The Conservative manifesto calls for the Upper House, which for the first time in history has a Tory minority thanks to 13 years of Labour prime ministers stuffing it with cronies, to be “rebalanced” to reflect the votes cast at the general election.

Since lords cannot be fired, this would require the creation of as any as 704 new peerages, costing the taxpayer £115,000 a year for each new member.

Blowing an extra £80million at a time of austerity would be grotesquely offensive and hypocritical, although I’m sure our ruling millionaires, who’ve turned telling us to tighten our belts into an artform, would find a way of justifying it and scaring enough people into thinking it was necessary.

Of course, the House does perform an essential legislative task by scrutinising bills.

But it could easily do the same job with fewer laggard lords turning up only so they can receive a £300 payment – on top of the other bloated expenses they charge us for.

And, if members were elected, or even appointed with fixed terms, and people were given the power to expel them, they might be compelled to work a little harder.

My suggestion would be to replace the House of Lords immediately with a senate of 300 newly selected members, representing the political parties according to the overall share of votes cast at the last general election.

That would mean the Conservatives would get 111 members with 36.9% of the UK vote, Labour 91 with 30.4%, Ukip 38 with 12.6%, LibDems 24 with 7.9%, SNP 14 with 4.7%, Greens 11 with 3.8% and Plaid Cymru two with 0.6%.

Northern Irish parties would get the remaining nine.

At the next election, a proportional representation system would be used, but – as with our members of the European Parliament – voted on a regional, rather than national, basis.

Parties drawing up lists of candidates would be forced to conduct open primaries beforehand to better reflect the choice of local people, rather than political leaders.

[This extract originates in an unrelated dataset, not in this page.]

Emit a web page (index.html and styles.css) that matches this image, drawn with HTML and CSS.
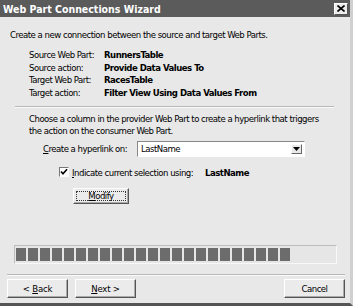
FILE: index.html
```html
<!DOCTYPE html>
<html>
<head>
<meta charset="utf-8">
<link rel="stylesheet" href="styles.css">
</head>
<body>
<div class="window">
  <div class="titlebar">
    <span class="title">Web Part Connections Wizard</span>
    <span class="close">
      <svg width="8" height="7" viewBox="0 0 8 7"><path d="M0.5 0.5L7.5 6.5M7.5 0.5L0.5 6.5" stroke="#000" stroke-width="1.6"/></svg>
    </span>
  </div>
  <div class="content">
    <p class="intro">Create a new connection between the source and target Web Parts.</p>
    <div class="info">
      <span class="lbl">Source Web Part:</span><span class="val">RunnersTable</span>
      <span class="lbl">Source action:</span><span class="val">Provide Data Values To</span>
      <span class="lbl">Target Web Part:</span><span class="val">RacesTable</span>
      <span class="lbl">Target action:</span><span class="val">Filter View Using Data Values From</span>
    </div>
    <div class="sep"></div>
    <p class="choose">Choose a column in the provider Web Part to create a hyperlink that triggers<br>the action on the consumer Web Part.</p>
    <div class="hyper">
      <span class="hlabel"><u>C</u>reate a hyperlink on:</span>
      <div class="select">
        <span class="selval">LastName</span>
        <span class="arrow"><svg width="7" height="4" viewBox="0 0 7 4"><path d="M0 0H7L3.5 4Z" fill="#000"/></svg></span>
      </div>
    </div>
    <div class="check">
      <span class="box"><svg width="8" height="8" viewBox="0 0 8 8"><path d="M1 3.5L3 5.8L7 1.2" stroke="#000" stroke-width="1.6" fill="none"/></svg></span>
      <span class="clabel"><u>I</u>ndicate current selection using:</span>
      <span class="cval">LastName</span>
    </div>
    <div class="modrow"><button class="btn modify"><span class="focus"><u>M</u>odify</span></button></div>
    <div class="progress">
      <div class="blk"></div><div class="blk"></div><div class="blk"></div><div class="blk"></div><div class="blk"></div><div class="blk"></div><div class="blk"></div><div class="blk"></div><div class="blk"></div><div class="blk"></div><div class="blk"></div><div class="blk"></div><div class="blk"></div><div class="blk"></div><div class="blk"></div><div class="blk"></div><div class="blk"></div><div class="blk"></div><div class="blk"></div><div class="blk"></div><div class="blk"></div><div class="blk"></div><div class="blk"></div>
    </div>
  </div>
  <div class="footer">
    <button class="btn nav"><span class="bt">&lt;&nbsp;<u>B</u>ack</span></button>
    <button class="btn nav"><span class="bt"><u>N</u>ext&nbsp;&gt;</span></button>
    <span class="spacer"></span>
    <button class="btn nav">Cancel</button>
  </div>
</div>
</body>
</html>
```
FILE: styles.css
```css
* { box-sizing: border-box; }
html, body { margin: 0; padding: 0; background: #e8e8e8; }
body { font-family: "DejaVu Sans Condensed", "DejaVu Sans", sans-serif; font-size: 9.5px; letter-spacing: -0.5px; color: #000; }
.window {
  width: 353px; height: 306px;
  background: #e8e8e8;
  border-right: 3px solid #d0d0d0;
  border-bottom: 3px solid #555;
  display: flex; flex-direction: column;
  overflow: hidden;
}
.titlebar {
  height: 17px; flex: none; background: #5b5b5b;
  display: flex; align-items: center; justify-content: space-between;
  padding: 0 2px 0 3px;
}
.title { color: #fff; font-weight: bold; font-size: 10.5px; letter-spacing: 0; }
.close {
  width: 14px; height: 12px; background: #ececec;
  border: 1px solid; border-color: #fff #555 #555 #fff;
  display: flex; align-items: center; justify-content: center;
}
.close svg { display: block; }
.content { flex: 1; padding: 11px 16px 0 10px; display: flex; flex-direction: column; white-space: nowrap; }
p { margin: 0; }
.intro { line-height: 13px; }
.info {
  display: grid; grid-template-columns: 75px auto;
  margin: 8px 0 0 19px; line-height: 12.7px;
}
.val { font-weight: bold; }
.sep { height: 2px; flex: none; border-top: 1px solid #b8b8b8; border-bottom: 1px solid #fafafa; margin: 6px 0 0 5px; }
.choose { margin: 5px 0 0 19px; line-height: 12px; }
.hyper { display: flex; align-items: center; margin: 4px 0 0 33px; }
.hlabel { width: 94px; }
.select {
  width: 168px; height: 16px; background: #fff;
  border: 1px solid; border-color: #888 #fff #fff #888;
  display: flex; align-items: center; justify-content: space-between;
  padding: 0 2px 0 3px;
}
.arrow {
  width: 11px; height: 10px; background: #e8e8e8;
  border: 1px solid; border-color: #fff #666 #666 #fff;
  display: flex; align-items: center; justify-content: center;
}
.arrow svg { display: block; }
.check { display: flex; align-items: center; margin: 10px 0 0 49px; }
.box {
  width: 10px; height: 10px; background: #fff;
  border: 1px solid; border-color: #777 #fff #fff #777;
  display: flex; align-items: center; justify-content: center;
  margin-right: 3px;
}
.box svg { display: block; }
.clabel { width: 133px; }
.cval { font-weight: bold; }
.modrow { margin: 10px 0 0 63px; }
.btn {
  font: inherit; letter-spacing: inherit; color: #000; background: #ebebeb; padding: 0;
  border: 1px solid; border-color: #fff #555 #555 #fff;
  box-shadow: inset -1px -1px 0 #aaa;
  display: flex; align-items: center; justify-content: center;
}
.bt { letter-spacing: -0.2px; white-space: nowrap; }
.modify { width: 56px; height: 16px; padding: 2px; }
.focus { border: 1px dotted #333; width: 100%; height: 100%; display: flex; align-items: center; justify-content: center; }
.progress {
  margin: 41px 0 0 4px; height: 19px; width: 323px; flex: none;
  border: 1px solid; border-color: #bdbdbd #f8f8f8 #f8f8f8 #bdbdbd;
  background: #e6e6e6;
  display: flex; gap: 2px; padding: 2px 0 2px 1px;
}
.blk { width: 10px; background: #6c6c6c; }
.footer {
  flex: none;
  margin: 0 5px 0 7px;
  border-top: 1px solid #b8b8b8;
  box-shadow: inset 0 1px 0 #fafafa;
  padding: 4px 0 5px 0;
  display: flex; gap: 7px;
}
.nav { width: 61px; height: 19px; }
.spacer { flex: 1; }
```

And, when general elections came, voters would get two votes for parliament – one for the House of Commons, which for the time being would retain constituency MPs and a first-past-the-post electoral system, and a second for the Senate.

This would mean someone could vote for a Tory MP and a Ukip senator or perhaps a Labour MP and a Green senator.

It’s just an idea and there may be a better way of having a democratic upper chamber in parliament. But we should be having this debate.

Yet, precisely because the House of Cronies represents the solidity of the status quo in the same manner as the monarchy, the ruling elite – desperate as they are to preserve their own privilege – will be reluctant to listen.